>> Begin Dataset entries

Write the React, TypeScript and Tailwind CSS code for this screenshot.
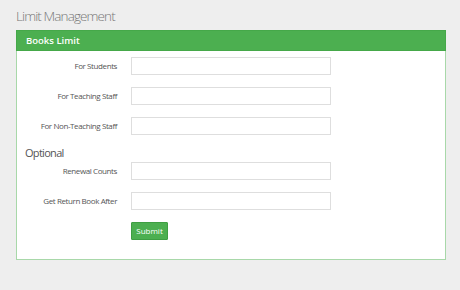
import React from "react";

const rows = ["For Students", "For Teaching Staff", "For Non-Teaching Staff"];
const optionalRows = ["Renewal Counts", "Get Return Book After"];

const Field = ({ label }: { label: string }) => (
  <div className="flex items-center">
    <label className="w-[100px] text-right text-[8px] tracking-[-0.4px] text-[#555]">{label}</label>
    <input
      type="text"
      className="ml-[14px] h-[18px] w-[200px] border border-[#dedede] bg-white outline-none"
    />
  </div>
);

const App = () => {
  return (
    <div
      className="min-h-[290px] w-[460px] bg-[#eeeeee] px-4 pt-[7px]"
      style={{ fontFamily: '"Open Sans", sans-serif' }}
    >
      <h1 className="text-[13.5px] font-light leading-[18px] tracking-[-0.9px] text-[#777]">
        Limit Management
      </h1>
      <div className="mt-[5px] w-[430px] border border-[#a8d8a9] bg-white">
        <div className="-mx-px -mt-px h-[21px] border border-[#45a849] bg-[#4caf50] px-[9px] text-[9.5px] font-semibold leading-[19px] text-white">
          Books Limit
        </div>
        <div className="flex flex-col pb-[19px] pt-[6px]">
          <div className="flex flex-col gap-[12px]">
            {rows.map((r) => (
              <Field key={r} label={r} />
            ))}
          </div>
          <p className="ml-[8px] mt-[10px] text-[11px] leading-[16px] tracking-[-0.7px] text-[#555]">
            Optional
          </p>
          <div className="mt-px flex flex-col gap-[12px]">
            {optionalRows.map((r) => (
              <Field key={r} label={r} />
            ))}
          </div>
          <div className="ml-[114px] mt-[12px] flex">
            <button className="h-[18px] w-[37px] rounded-[1px] border border-[#3e9e42] bg-[#4caf50] text-[8px] leading-[16px] text-white">
              Submit
            </button>
          </div>
        </div>
      </div>
    </div>
  );
};

export default App;
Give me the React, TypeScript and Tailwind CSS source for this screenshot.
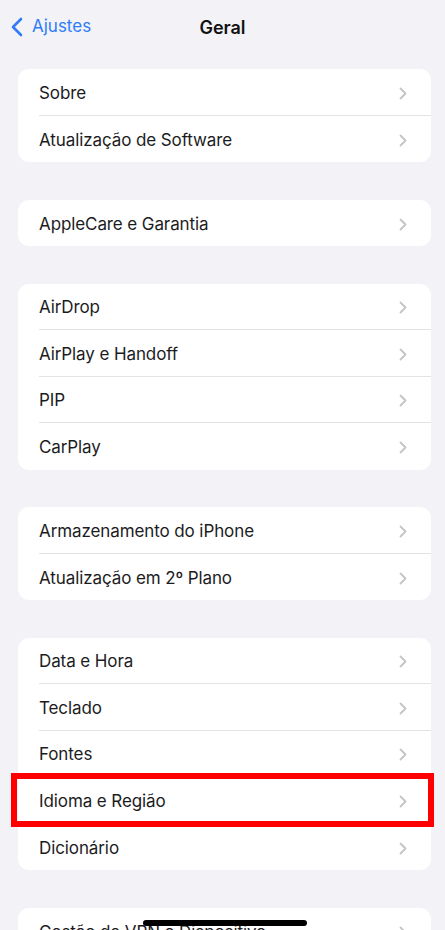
import React from 'react';

type Row = { label: string; highlight?: boolean };

const groups: Row[][] = [
  [{ label: 'Sobre' }, { label: 'Atualização de Software' }],
  [{ label: 'AppleCare e Garantia' }],
  [{ label: 'AirDrop' }, { label: 'AirPlay e Handoff' }, { label: 'PIP' }, { label: 'CarPlay' }],
  [{ label: 'Armazenamento do iPhone' }, { label: 'Atualização em 2º Plano' }],
  [
    { label: 'Data e Hora' },
    { label: 'Teclado' },
    { label: 'Fontes' },
    { label: 'Idioma e Região', highlight: true },
    { label: 'Dicionário' },
  ],
  [{ label: 'Gestão de VPN e Dispositivo' }],
];

function Chevron() {
  return (
    <svg width="8" height="13" viewBox="0 0 8 13" fill="none">
      <path d="M1.5 1.5 L6.5 6.5 L1.5 11.5" stroke="#c4c4c7" strokeWidth="1.8" strokeLinecap="round" strokeLinejoin="round" />
    </svg>
  );
}

function SettingsRow({ row, last }: { row: Row; last: boolean }) {
  return (
    <div className="relative flex h-[46.5px] pl-[21px]">
      <div
        className={
          'flex flex-1 items-center justify-between pr-[24px] pt-[3px] ' +
          (last ? '' : 'border-b border-[#e3e3e6]')
        }
      >
        <span className="text-[17px] text-[#1c1c1e] tracking-[-0.1px]">{row.label}</span>
        <Chevron />
      </div>
      {row.highlight && (
        <div className="absolute -left-[7px] -right-[3px] -top-[4px] -bottom-[3px] border-[6px] border-[#ff0000]" />
      )}
    </div>
  );
}

export default function App() {
  return (
    <div className="relative h-[930px] w-[445px] overflow-hidden bg-[#f2f2f7] font-['Inter',sans-serif]">
      {/* Nav bar */}
      <div className="relative flex h-[54px] items-center">
        <div className="flex items-center pl-[11px] text-[#2f7cf6]">
          <svg width="12" height="20" viewBox="0 0 12 20" fill="none">
            <path d="M10 2 L2 10 L10 18" stroke="#2f7cf6" strokeWidth="2.6" strokeLinecap="round" strokeLinejoin="round" />
          </svg>
          <span className="ml-[9px] text-[17px]">Ajustes</span>
        </div>
        <span className="absolute left-1/2 -translate-x-1/2 text-[18px] font-semibold text-[#111]">Geral</span>
      </div>

      <div className="ml-[18px] mr-[14px] mt-[15px] flex flex-col gap-[37.5px]">
        {groups.map((rows, gi) => (
          <div key={gi} className="rounded-[11px] bg-white">
            {rows.map((row, ri) => (
              <SettingsRow key={row.label} row={row} last={ri === rows.length - 1} />
            ))}
          </div>
        ))}
      </div>

      {/* Home indicator */}
      <div className="absolute left-[143px] top-[920px] h-[6px] w-[164px] rounded-full bg-black" />
    </div>
  );
}
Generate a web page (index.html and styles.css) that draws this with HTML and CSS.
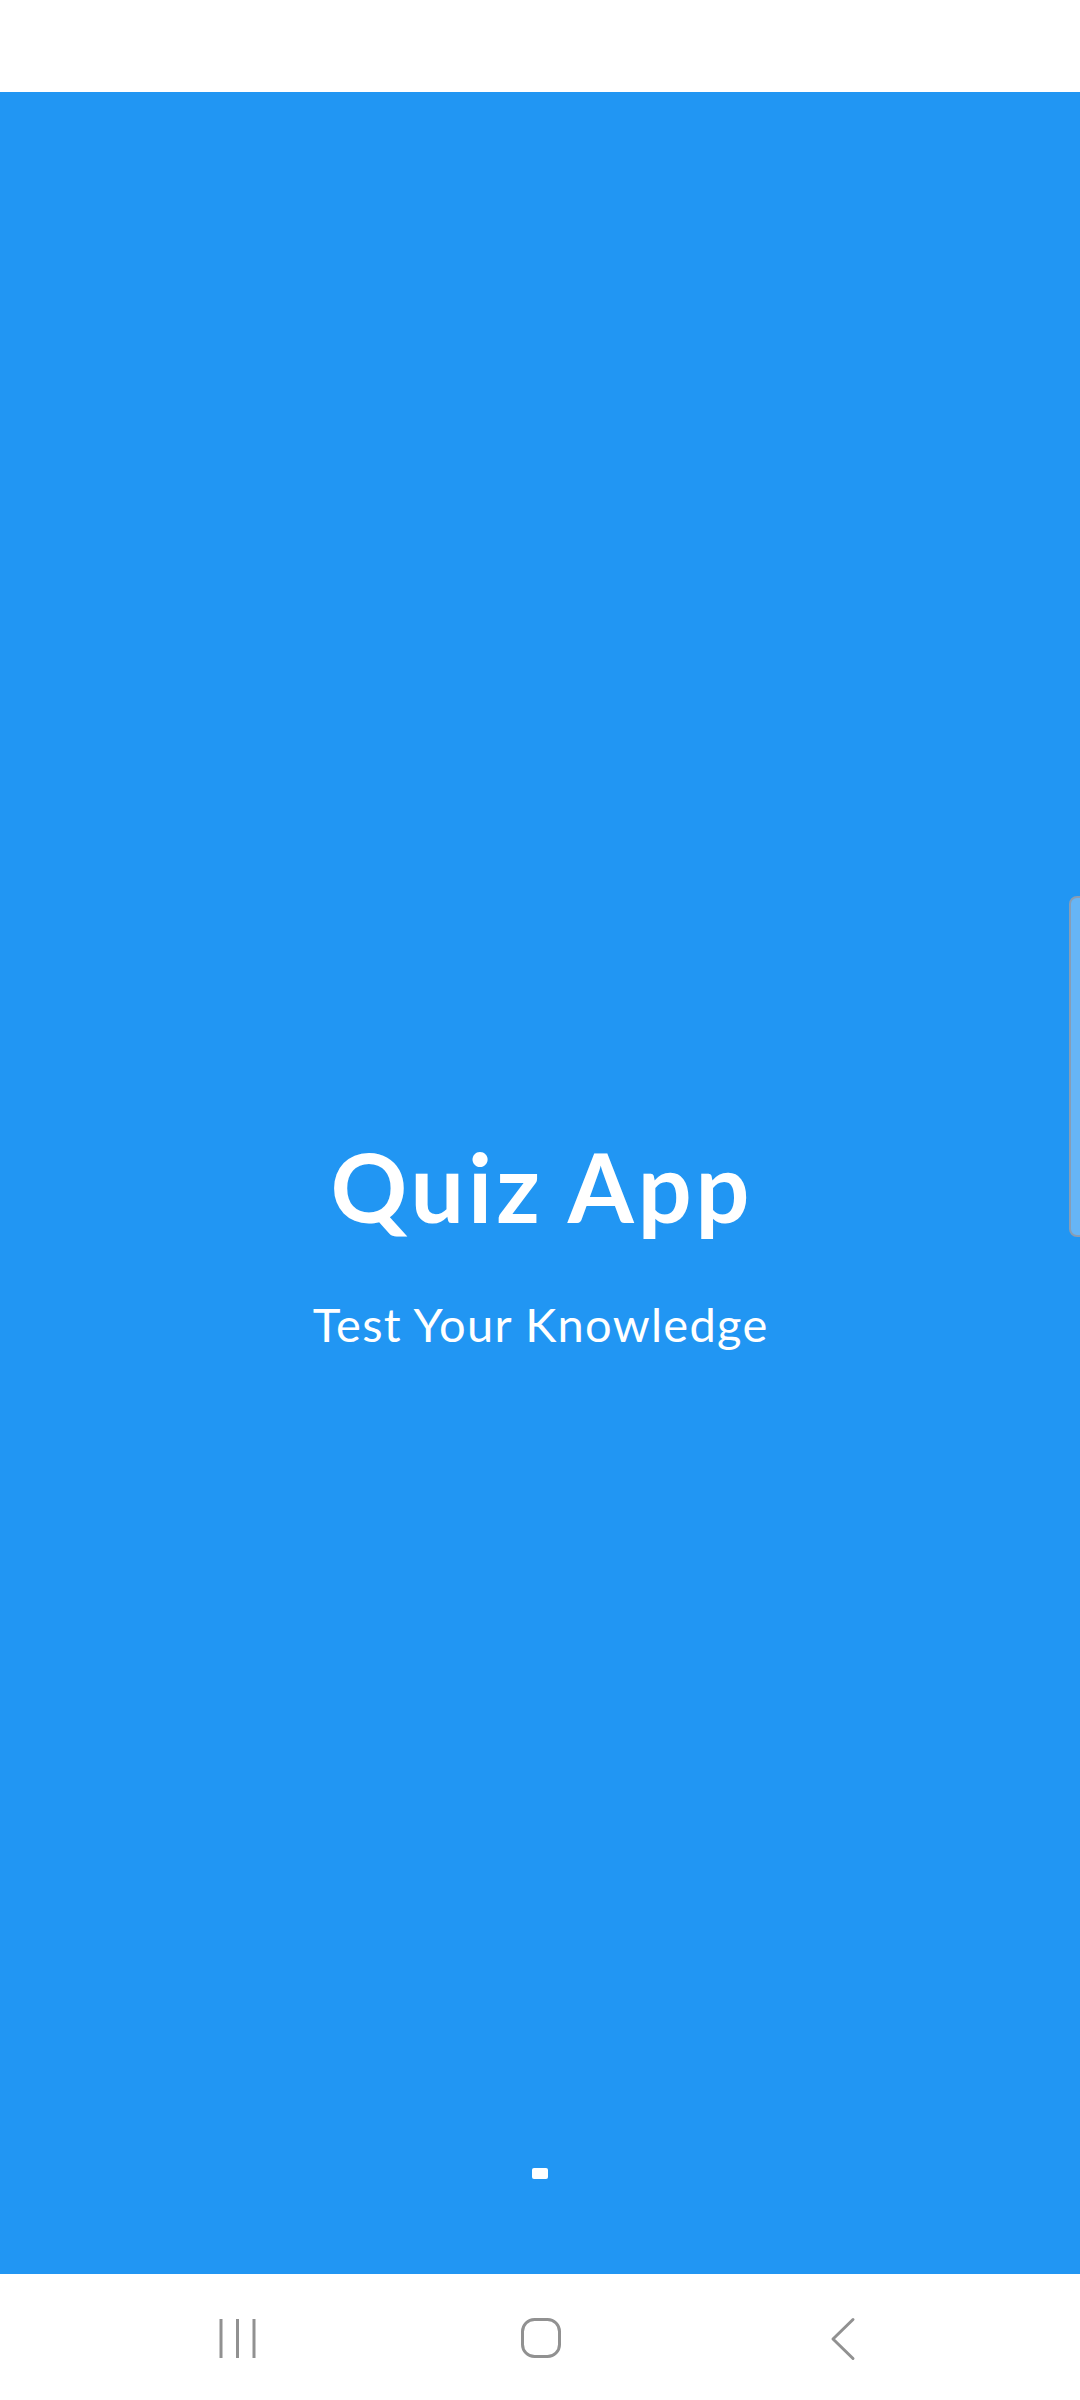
FILE: index.html
```html
<!DOCTYPE html>
<html lang="en">
<head>
<meta charset="utf-8">
<title>Quiz App</title>
<link rel="stylesheet" href="styles.css">
</head>
<body>
<div class="screen">
  <div class="status-bar"></div>
  <main class="splash">
    <div class="brand">
      <h1 class="title">Quiz App</h1>
      <p class="subtitle">Test Your Knowledge</p>
    </div>
    <div class="loader"></div>
    <div class="edge-handle"></div>
  </main>
  <nav class="nav-bar">
    <svg class="nav-icon" width="80" height="46" viewBox="0 0 80 46">
      <g stroke="#919191" stroke-width="3" fill="none">
        <line x1="24" y1="3" x2="24" y2="42"/>
        <line x1="40.5" y1="3" x2="40.5" y2="42"/>
        <line x1="57" y1="3" x2="57" y2="42"/>
      </g>
    </svg>
    <svg class="nav-icon" width="80" height="46" viewBox="0 0 80 46">
      <rect x="22.5" y="3.5" width="37" height="37" rx="12" stroke="#919191" stroke-width="3" fill="none"/>
    </svg>
    <svg class="nav-icon" width="80" height="46" viewBox="0 0 80 46">
      <polyline points="50,3.5 30,23 50,42.5" stroke="#919191" stroke-width="3" fill="none" stroke-linecap="round" stroke-linejoin="round"/>
    </svg>
  </nav>
</div>
</body>
</html>
```
FILE: styles.css
```css
html, body {
  margin: 0;
  padding: 0;
  background: #ffffff;
}

.screen {
  width: 1080px;
  height: 2400px;
  display: flex;
  flex-direction: column;
  font-family: Lato, "Noto Sans", "Open Sans", sans-serif;
}

.status-bar {
  height: 92px;
  background: #ffffff;
  flex: none;
}

.splash {
  position: relative;
  flex: 1;
  background: #2196f3;
  display: flex;
  flex-direction: column;
  align-items: center;
  padding-top: 1034px;
  padding-bottom: 95px;
  box-sizing: border-box;
}

.brand {
  display: flex;
  flex-direction: column;
  align-items: center;
}

.title {
  margin: 0;
  color: #ffffff;
  font-size: 95px;
  line-height: 120px;
  font-weight: 700;
  letter-spacing: 4px;
  padding-left: 4px;
}

.subtitle {
  margin: 48px 0 0;
  color: #ffffff;
  font-size: 47px;
  line-height: 60px;
  font-weight: 400;
  letter-spacing: 1.3px;
  padding-left: 1.3px;
}

.loader {
  margin-top: auto;
  width: 16px;
  height: 11px;
  background: #ffffff;
  border-radius: 2px;
}

.edge-handle {
  position: absolute;
  right: -2px;
  top: 804px;
  width: 9px;
  height: 337px;
  background: #66b5f6;
  border: 2px solid #8a9db3;
  border-radius: 8px 0 0 8px;
}

.nav-bar {
  height: 126px;
  flex: none;
  background: #ffffff;
  display: flex;
  justify-content: center;
  align-items: flex-start;
  gap: 223px;
  padding-top: 42px;
  box-sizing: border-box;
}

.nav-icon {
  display: block;
}
```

>> End Dataset entries

**The problem**. Leave out the pictures and repeat the lines from the start of the material through the line with "string; highlight?: boolean", inclusive.

**Task answer**.
Write the React, TypeScript and Tailwind CSS code for this screenshot.
import React from "react";

const rows = ["For Students", "For Teaching Staff", "For Non-Teaching Staff"];
const optionalRows = ["Renewal Counts", "Get Return Book After"];

const Field = ({ label }: { label: string }) => (
  <div className="flex items-center">
    <label className="w-[100px] text-right text-[8px] tracking-[-0.4px] text-[#555]">{label}</label>
    <input
      type="text"
      className="ml-[14px] h-[18px] w-[200px] border border-[#dedede] bg-white outline-none"
    />
  </div>
);

const App = () => {
  return (
    <div
      className="min-h-[290px] w-[460px] bg-[#eeeeee] px-4 pt-[7px]"
      style={{ fontFamily: '"Open Sans", sans-serif' }}
    >
      <h1 className="text-[13.5px] font-light leading-[18px] tracking-[-0.9px] text-[#777]">
        Limit Management
      </h1>
      <div className="mt-[5px] w-[430px] border border-[#a8d8a9] bg-white">
        <div className="-mx-px -mt-px h-[21px] border border-[#45a849] bg-[#4caf50] px-[9px] text-[9.5px] font-semibold leading-[19px] text-white">
          Books Limit
        </div>
        <div className="flex flex-col pb-[19px] pt-[6px]">
          <div className="flex flex-col gap-[12px]">
            {rows.map((r) => (
              <Field key={r} label={r} />
            ))}
          </div>
          <p className="ml-[8px] mt-[10px] text-[11px] leading-[16px] tracking-[-0.7px] text-[#555]">
            Optional
          </p>
          <div className="mt-px flex flex-col gap-[12px]">
            {optionalRows.map((r) => (
              <Field key={r} label={r} />
            ))}
          </div>
          <div className="ml-[114px] mt-[12px] flex">
            <button className="h-[18px] w-[37px] rounded-[1px] border border-[#3e9e42] bg-[#4caf50] text-[8px] leading-[16px] text-white">
              Submit
            </button>
          </div>
        </div>
      </div>
    </div>
  );
};

export default App;
Give me the React, TypeScript and Tailwind CSS source for this screenshot.
import React from 'react';

type Row = { label: string; highlight?: boolean };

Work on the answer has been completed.